Copy out the listing that follows exactly, dropping every picture.

--- Begin DATASET EXTRACT ---

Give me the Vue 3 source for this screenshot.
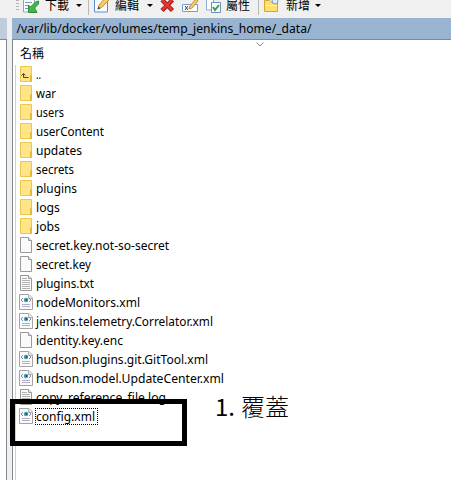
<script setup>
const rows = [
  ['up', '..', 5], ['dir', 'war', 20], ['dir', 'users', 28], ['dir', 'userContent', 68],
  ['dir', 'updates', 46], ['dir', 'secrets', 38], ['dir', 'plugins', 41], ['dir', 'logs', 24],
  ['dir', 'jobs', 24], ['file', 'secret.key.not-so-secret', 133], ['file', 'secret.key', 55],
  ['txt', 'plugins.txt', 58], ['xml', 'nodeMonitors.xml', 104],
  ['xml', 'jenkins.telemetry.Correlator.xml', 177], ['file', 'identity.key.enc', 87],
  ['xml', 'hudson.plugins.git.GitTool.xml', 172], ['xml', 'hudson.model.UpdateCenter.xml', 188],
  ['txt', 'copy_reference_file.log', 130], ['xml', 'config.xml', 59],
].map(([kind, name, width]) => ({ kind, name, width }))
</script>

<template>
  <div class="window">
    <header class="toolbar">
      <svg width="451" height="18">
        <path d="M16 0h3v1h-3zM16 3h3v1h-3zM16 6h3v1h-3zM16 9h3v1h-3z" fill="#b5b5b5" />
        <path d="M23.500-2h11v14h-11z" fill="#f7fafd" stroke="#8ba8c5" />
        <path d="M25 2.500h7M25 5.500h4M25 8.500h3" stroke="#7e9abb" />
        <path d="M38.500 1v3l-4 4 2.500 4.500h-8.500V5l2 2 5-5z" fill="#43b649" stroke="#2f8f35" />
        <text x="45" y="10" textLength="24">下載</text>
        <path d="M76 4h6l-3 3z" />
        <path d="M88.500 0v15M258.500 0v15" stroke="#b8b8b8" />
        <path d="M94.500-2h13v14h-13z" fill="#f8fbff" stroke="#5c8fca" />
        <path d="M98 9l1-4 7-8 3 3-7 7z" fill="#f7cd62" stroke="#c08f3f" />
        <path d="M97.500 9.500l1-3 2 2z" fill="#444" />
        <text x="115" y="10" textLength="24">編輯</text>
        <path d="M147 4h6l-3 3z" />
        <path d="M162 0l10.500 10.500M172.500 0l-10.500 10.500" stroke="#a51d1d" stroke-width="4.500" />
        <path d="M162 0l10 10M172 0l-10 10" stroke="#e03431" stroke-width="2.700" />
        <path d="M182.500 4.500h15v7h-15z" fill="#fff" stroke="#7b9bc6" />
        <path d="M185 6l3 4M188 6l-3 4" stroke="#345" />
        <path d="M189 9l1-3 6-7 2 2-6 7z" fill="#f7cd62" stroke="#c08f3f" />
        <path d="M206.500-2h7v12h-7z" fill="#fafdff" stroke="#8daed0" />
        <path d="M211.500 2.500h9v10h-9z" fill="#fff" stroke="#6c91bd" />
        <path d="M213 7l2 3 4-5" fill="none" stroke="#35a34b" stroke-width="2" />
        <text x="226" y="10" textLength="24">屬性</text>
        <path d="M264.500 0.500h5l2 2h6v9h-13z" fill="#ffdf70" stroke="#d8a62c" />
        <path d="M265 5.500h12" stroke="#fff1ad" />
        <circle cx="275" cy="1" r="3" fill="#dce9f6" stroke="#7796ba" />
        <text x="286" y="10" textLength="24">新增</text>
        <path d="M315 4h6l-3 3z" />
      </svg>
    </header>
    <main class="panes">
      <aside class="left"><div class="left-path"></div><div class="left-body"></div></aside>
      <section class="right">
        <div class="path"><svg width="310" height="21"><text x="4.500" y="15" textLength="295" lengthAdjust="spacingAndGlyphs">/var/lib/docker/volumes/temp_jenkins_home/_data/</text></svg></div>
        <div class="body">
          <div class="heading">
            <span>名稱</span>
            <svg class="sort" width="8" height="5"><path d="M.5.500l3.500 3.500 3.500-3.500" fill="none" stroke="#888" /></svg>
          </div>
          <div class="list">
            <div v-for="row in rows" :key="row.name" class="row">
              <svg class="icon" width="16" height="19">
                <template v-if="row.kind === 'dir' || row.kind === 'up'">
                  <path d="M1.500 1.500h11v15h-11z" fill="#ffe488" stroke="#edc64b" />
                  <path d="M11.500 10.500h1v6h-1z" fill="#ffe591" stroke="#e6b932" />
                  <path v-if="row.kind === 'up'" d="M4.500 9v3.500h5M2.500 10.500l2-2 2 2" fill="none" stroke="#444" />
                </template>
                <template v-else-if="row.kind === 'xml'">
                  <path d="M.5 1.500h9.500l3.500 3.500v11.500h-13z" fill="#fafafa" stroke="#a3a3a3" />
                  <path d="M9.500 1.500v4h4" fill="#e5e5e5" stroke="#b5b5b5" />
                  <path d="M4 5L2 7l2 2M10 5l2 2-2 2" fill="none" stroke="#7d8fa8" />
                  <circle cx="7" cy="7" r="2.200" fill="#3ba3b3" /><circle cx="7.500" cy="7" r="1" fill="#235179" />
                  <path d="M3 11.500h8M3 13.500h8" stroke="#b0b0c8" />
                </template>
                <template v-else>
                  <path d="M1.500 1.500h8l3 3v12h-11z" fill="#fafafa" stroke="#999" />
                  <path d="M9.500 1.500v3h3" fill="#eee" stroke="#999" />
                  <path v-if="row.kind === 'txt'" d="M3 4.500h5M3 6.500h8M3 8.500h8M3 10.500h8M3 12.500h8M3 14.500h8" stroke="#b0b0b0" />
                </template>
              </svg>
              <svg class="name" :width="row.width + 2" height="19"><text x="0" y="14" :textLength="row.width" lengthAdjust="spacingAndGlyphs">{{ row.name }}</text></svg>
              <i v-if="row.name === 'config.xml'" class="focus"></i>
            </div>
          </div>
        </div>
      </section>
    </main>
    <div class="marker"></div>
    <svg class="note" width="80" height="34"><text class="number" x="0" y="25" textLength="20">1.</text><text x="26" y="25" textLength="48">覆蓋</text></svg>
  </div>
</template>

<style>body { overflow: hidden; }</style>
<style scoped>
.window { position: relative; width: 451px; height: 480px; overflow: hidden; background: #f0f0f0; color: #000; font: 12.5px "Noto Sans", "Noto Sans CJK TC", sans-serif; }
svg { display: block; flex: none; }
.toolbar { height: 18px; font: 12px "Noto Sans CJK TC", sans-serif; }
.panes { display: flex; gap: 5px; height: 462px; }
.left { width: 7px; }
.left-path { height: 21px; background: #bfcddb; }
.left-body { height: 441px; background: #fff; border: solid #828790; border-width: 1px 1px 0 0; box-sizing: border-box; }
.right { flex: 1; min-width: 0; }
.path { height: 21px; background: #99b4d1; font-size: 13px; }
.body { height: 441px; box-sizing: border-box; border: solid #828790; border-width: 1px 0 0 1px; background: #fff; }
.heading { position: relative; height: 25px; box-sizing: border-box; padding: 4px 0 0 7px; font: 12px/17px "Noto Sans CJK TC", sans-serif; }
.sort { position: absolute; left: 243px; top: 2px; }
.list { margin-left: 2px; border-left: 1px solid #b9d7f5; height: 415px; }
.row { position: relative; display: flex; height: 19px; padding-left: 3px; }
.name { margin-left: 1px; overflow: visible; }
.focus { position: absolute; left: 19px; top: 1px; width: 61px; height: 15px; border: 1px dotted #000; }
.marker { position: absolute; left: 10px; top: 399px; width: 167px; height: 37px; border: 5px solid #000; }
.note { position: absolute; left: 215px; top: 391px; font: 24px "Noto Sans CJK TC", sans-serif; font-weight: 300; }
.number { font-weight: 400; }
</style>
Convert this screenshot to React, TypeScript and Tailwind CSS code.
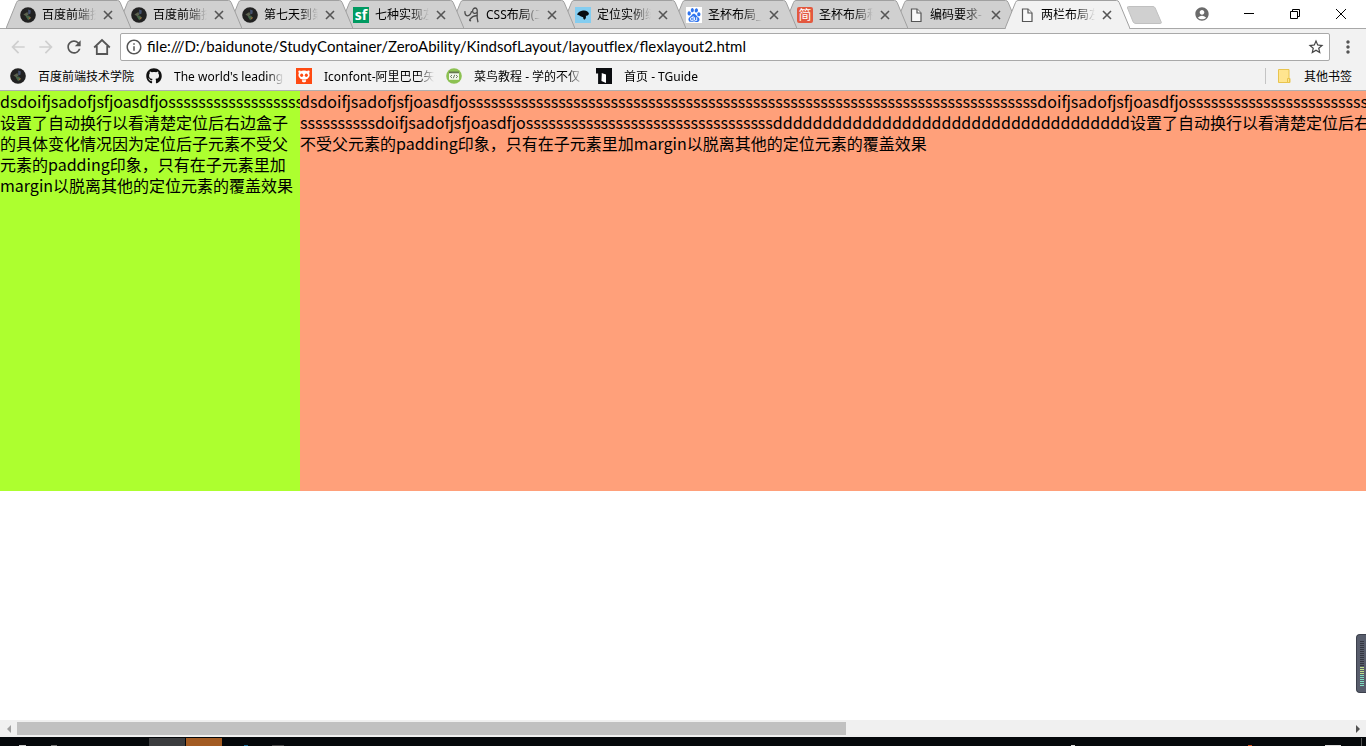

--- End DATASET EXTRACT ---

→ CORRECT ANSWER
Give me the Vue 3 source for this screenshot.
<script setup>
const rows = [
  ['up', '..', 5], ['dir', 'war', 20], ['dir', 'users', 28], ['dir', 'userContent', 68],
  ['dir', 'updates', 46], ['dir', 'secrets', 38], ['dir', 'plugins', 41], ['dir', 'logs', 24],
  ['dir', 'jobs', 24], ['file', 'secret.key.not-so-secret', 133], ['file', 'secret.key', 55],
  ['txt', 'plugins.txt', 58], ['xml', 'nodeMonitors.xml', 104],
  ['xml', 'jenkins.telemetry.Correlator.xml', 177], ['file', 'identity.key.enc', 87],
  ['xml', 'hudson.plugins.git.GitTool.xml', 172], ['xml', 'hudson.model.UpdateCenter.xml', 188],
  ['txt', 'copy_reference_file.log', 130], ['xml', 'config.xml', 59],
].map(([kind, name, width]) => ({ kind, name, width }))
</script>

<template>
  <div class="window">
    <header class="toolbar">
      <svg width="451" height="18">
        <path d="M16 0h3v1h-3zM16 3h3v1h-3zM16 6h3v1h-3zM16 9h3v1h-3z" fill="#b5b5b5" />
        <path d="M23.500-2h11v14h-11z" fill="#f7fafd" stroke="#8ba8c5" />
        <path d="M25 2.500h7M25 5.500h4M25 8.500h3" stroke="#7e9abb" />
        <path d="M38.500 1v3l-4 4 2.500 4.500h-8.500V5l2 2 5-5z" fill="#43b649" stroke="#2f8f35" />
        <text x="45" y="10" textLength="24">下載</text>
        <path d="M76 4h6l-3 3z" />
        <path d="M88.500 0v15M258.500 0v15" stroke="#b8b8b8" />
        <path d="M94.500-2h13v14h-13z" fill="#f8fbff" stroke="#5c8fca" />
        <path d="M98 9l1-4 7-8 3 3-7 7z" fill="#f7cd62" stroke="#c08f3f" />
        <path d="M97.500 9.500l1-3 2 2z" fill="#444" />
        <text x="115" y="10" textLength="24">編輯</text>
        <path d="M147 4h6l-3 3z" />
        <path d="M162 0l10.500 10.500M172.500 0l-10.500 10.500" stroke="#a51d1d" stroke-width="4.500" />
        <path d="M162 0l10 10M172 0l-10 10" stroke="#e03431" stroke-width="2.700" />
        <path d="M182.500 4.500h15v7h-15z" fill="#fff" stroke="#7b9bc6" />
        <path d="M185 6l3 4M188 6l-3 4" stroke="#345" />
        <path d="M189 9l1-3 6-7 2 2-6 7z" fill="#f7cd62" stroke="#c08f3f" />
        <path d="M206.500-2h7v12h-7z" fill="#fafdff" stroke="#8daed0" />
        <path d="M211.500 2.500h9v10h-9z" fill="#fff" stroke="#6c91bd" />
        <path d="M213 7l2 3 4-5" fill="none" stroke="#35a34b" stroke-width="2" />
        <text x="226" y="10" textLength="24">屬性</text>
        <path d="M264.500 0.500h5l2 2h6v9h-13z" fill="#ffdf70" stroke="#d8a62c" />
        <path d="M265 5.500h12" stroke="#fff1ad" />
        <circle cx="275" cy="1" r="3" fill="#dce9f6" stroke="#7796ba" />
        <text x="286" y="10" textLength="24">新增</text>
        <path d="M315 4h6l-3 3z" />
      </svg>
    </header>
    <main class="panes">
      <aside class="left"><div class="left-path"></div><div class="left-body"></div></aside>
      <section class="right">
        <div class="path"><svg width="310" height="21"><text x="4.500" y="15" textLength="295" lengthAdjust="spacingAndGlyphs">/var/lib/docker/volumes/temp_jenkins_home/_data/</text></svg></div>
        <div class="body">
          <div class="heading">
            <span>名稱</span>
            <svg class="sort" width="8" height="5"><path d="M.5.500l3.500 3.500 3.500-3.500" fill="none" stroke="#888" /></svg>
          </div>
          <div class="list">
            <div v-for="row in rows" :key="row.name" class="row">
              <svg class="icon" width="16" height="19">
                <template v-if="row.kind === 'dir' || row.kind === 'up'">
                  <path d="M1.500 1.500h11v15h-11z" fill="#ffe488" stroke="#edc64b" />
                  <path d="M11.500 10.500h1v6h-1z" fill="#ffe591" stroke="#e6b932" />
                  <path v-if="row.kind === 'up'" d="M4.500 9v3.500h5M2.500 10.500l2-2 2 2" fill="none" stroke="#444" />
                </template>
                <template v-else-if="row.kind === 'xml'">
                  <path d="M.5 1.500h9.500l3.500 3.500v11.500h-13z" fill="#fafafa" stroke="#a3a3a3" />
                  <path d="M9.500 1.500v4h4" fill="#e5e5e5" stroke="#b5b5b5" />
                  <path d="M4 5L2 7l2 2M10 5l2 2-2 2" fill="none" stroke="#7d8fa8" />
                  <circle cx="7" cy="7" r="2.200" fill="#3ba3b3" /><circle cx="7.500" cy="7" r="1" fill="#235179" />
                  <path d="M3 11.500h8M3 13.500h8" stroke="#b0b0c8" />
                </template>
                <template v-else>
                  <path d="M1.500 1.500h8l3 3v12h-11z" fill="#fafafa" stroke="#999" />
                  <path d="M9.500 1.500v3h3" fill="#eee" stroke="#999" />
                  <path v-if="row.kind === 'txt'" d="M3 4.500h5M3 6.500h8M3 8.500h8M3 10.500h8M3 12.500h8M3 14.500h8" stroke="#b0b0b0" />
                </template>
              </svg>
              <svg class="name" :width="row.width + 2" height="19"><text x="0" y="14" :textLength="row.width" lengthAdjust="spacingAndGlyphs">{{ row.name }}</text></svg>
              <i v-if="row.name === 'config.xml'" class="focus"></i>
            </div>
          </div>
        </div>
      </section>
    </main>
    <div class="marker"></div>
    <svg class="note" width="80" height="34"><text class="number" x="0" y="25" textLength="20">1.</text><text x="26" y="25" textLength="48">覆蓋</text></svg>
  </div>
</template>

<style>body { overflow: hidden; }</style>
<style scoped>
.window { position: relative; width: 451px; height: 480px; overflow: hidden; background: #f0f0f0; color: #000; font: 12.5px "Noto Sans", "Noto Sans CJK TC", sans-serif; }
svg { display: block; flex: none; }
.toolbar { height: 18px; font: 12px "Noto Sans CJK TC", sans-serif; }
.panes { display: flex; gap: 5px; height: 462px; }
.left { width: 7px; }
.left-path { height: 21px; background: #bfcddb; }
.left-body { height: 441px; background: #fff; border: solid #828790; border-width: 1px 1px 0 0; box-sizing: border-box; }
.right { flex: 1; min-width: 0; }
.path { height: 21px; background: #99b4d1; font-size: 13px; }
.body { height: 441px; box-sizing: border-box; border: solid #828790; border-width: 1px 0 0 1px; background: #fff; }
.heading { position: relative; height: 25px; box-sizing: border-box; padding: 4px 0 0 7px; font: 12px/17px "Noto Sans CJK TC", sans-serif; }
.sort { position: absolute; left: 243px; top: 2px; }
.list { margin-left: 2px; border-left: 1px solid #b9d7f5; height: 415px; }
.row { position: relative; display: flex; height: 19px; padding-left: 3px; }
.name { margin-left: 1px; overflow: visible; }
.focus { position: absolute; left: 19px; top: 1px; width: 61px; height: 15px; border: 1px dotted #000; }
.marker { position: absolute; left: 10px; top: 399px; width: 167px; height: 37px; border: 5px solid #000; }
.note { position: absolute; left: 215px; top: 391px; font: 24px "Noto Sans CJK TC", sans-serif; font-weight: 300; }
.number { font-weight: 400; }
</style>
Convert this screenshot to React, TypeScript and Tailwind CSS code.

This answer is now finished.